En muchas regiones todo lo español
dignificante es proscrito. La ridiculización de las hazañas, de los mitos y los
hitos en la historia española es parte
de la doctrina identitaria. La misma suerte corre por supuesto la religión
católica, tan ridiculizada
y demonizada como la propia idea de España y una identidad nacional
sistemáticamente combatida con dinero público. Otras identidades
sustitutorias, basadas en leyendas decimonónicas o en la negación de los
hechos, ocuparon su puesto.
Corrección política
La
rampante corrección política, inquisición implacable, añade a ello el
incentivo a la autocensura. El entusiasmo habido con motivo de nuestros
éxitos deportivos revela que existe una demanda de un sentido de pertenencia.

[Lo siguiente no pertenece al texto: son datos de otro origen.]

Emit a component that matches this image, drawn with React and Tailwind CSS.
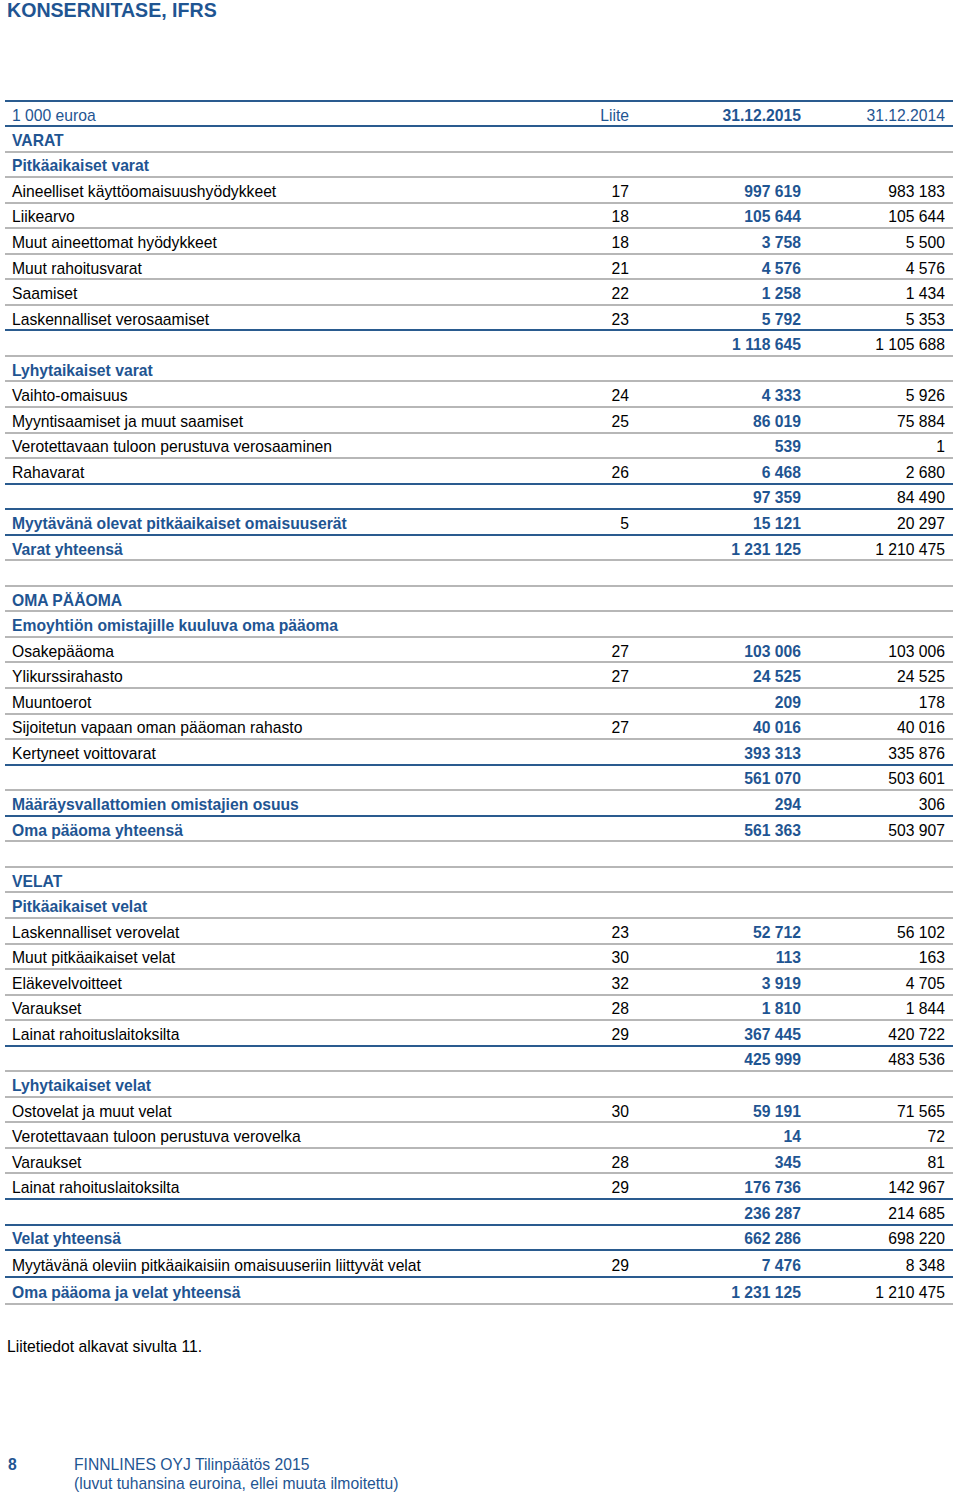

Pero el lastre es inmenso. Lo demuestra que la izquierda es incapaz de portar
nuestra bandera nacional fuera de un estadio de fútbol. Así nuestras grandes fechas han
caído en el total olvido.
Quien
piense que es éste un fenómeno generalizado en los tiempos modernos tiene un
poco de razón. Pero sólo un poco. Comparé aquí los grandes actos del 300
levantamiento del sitio de Viena con la pobre celebración de un hecho de
similar importancia para Europa como la batalla de las Navas de Tolosa.
Tomarse en serio la
historia
Más
allá de fechas redondas, las grandes naciones del mundo cuidan con esmero sus
fechas de recuerdo del pasado común y homenaje a los caídos. Como ejercicio y
escuela de civilidad y patriotismo, a celebrar juntos por las generaciones. Y
crear así ese vínculo de solidaridad y pertenencia a través del tiempo, con
los vivos y los muertos.
Ejemplar
es el Remembrance Day en el Reino Unido, en el que la amapola (The Poppy) de
los campos de Flandes recuerda a los millones de soldados británicos caídos
desde la Primera Gran Guerra. En Estados Unidos son varios los días de luto y
memoria como ejercicio común. Desde los tradicionales a otros incorporados a
lo largo del tiempo como Thanksgiving, el 4 de Julio o el Día de Martín Luther.
Otro
caso paradigmático es Polonia, un país que sufrió en el siglo XX como ninguno. Cuya característica nacional ha sido
la cohesión y el coraje. Polonia cultiva su pasado medieval y renacentista
con el mismo esmero que el recuerdo a sus mártires en las fosas de Katyn. Y en
sus colegios se enseña el carácter ejemplar de sus héroes, desde su rey
Sobieski que venció a los turcos y jamás pidió perdón por ello, hasta Jan
Karski, el héroe del Gobierno clandestino polaco durante la ocupación soviética
y nazi.
Todos
los países que se toman en serio su historia demuestran mayor fuerza y cohesión
a la hora de afrontar reveses y dificultades. España es en esto una triste
excepción. Cuan-•do más falta nos hace, tenemos que reconocer que la insensata
labor de destrucción de las pasadas décadas ha sido completa.
Ignoramos
una historia, con sus luces y sombras, de una grandeza como pocas. Cargada de
hazañas y lógica fuente de orgullo común. La hemos despreciado y olvidado. Y
ahora no nos sirve como debiera para inspirar esa necesaria cohesión, el aguante,
la determinación y el coraje que tanto necesitamos.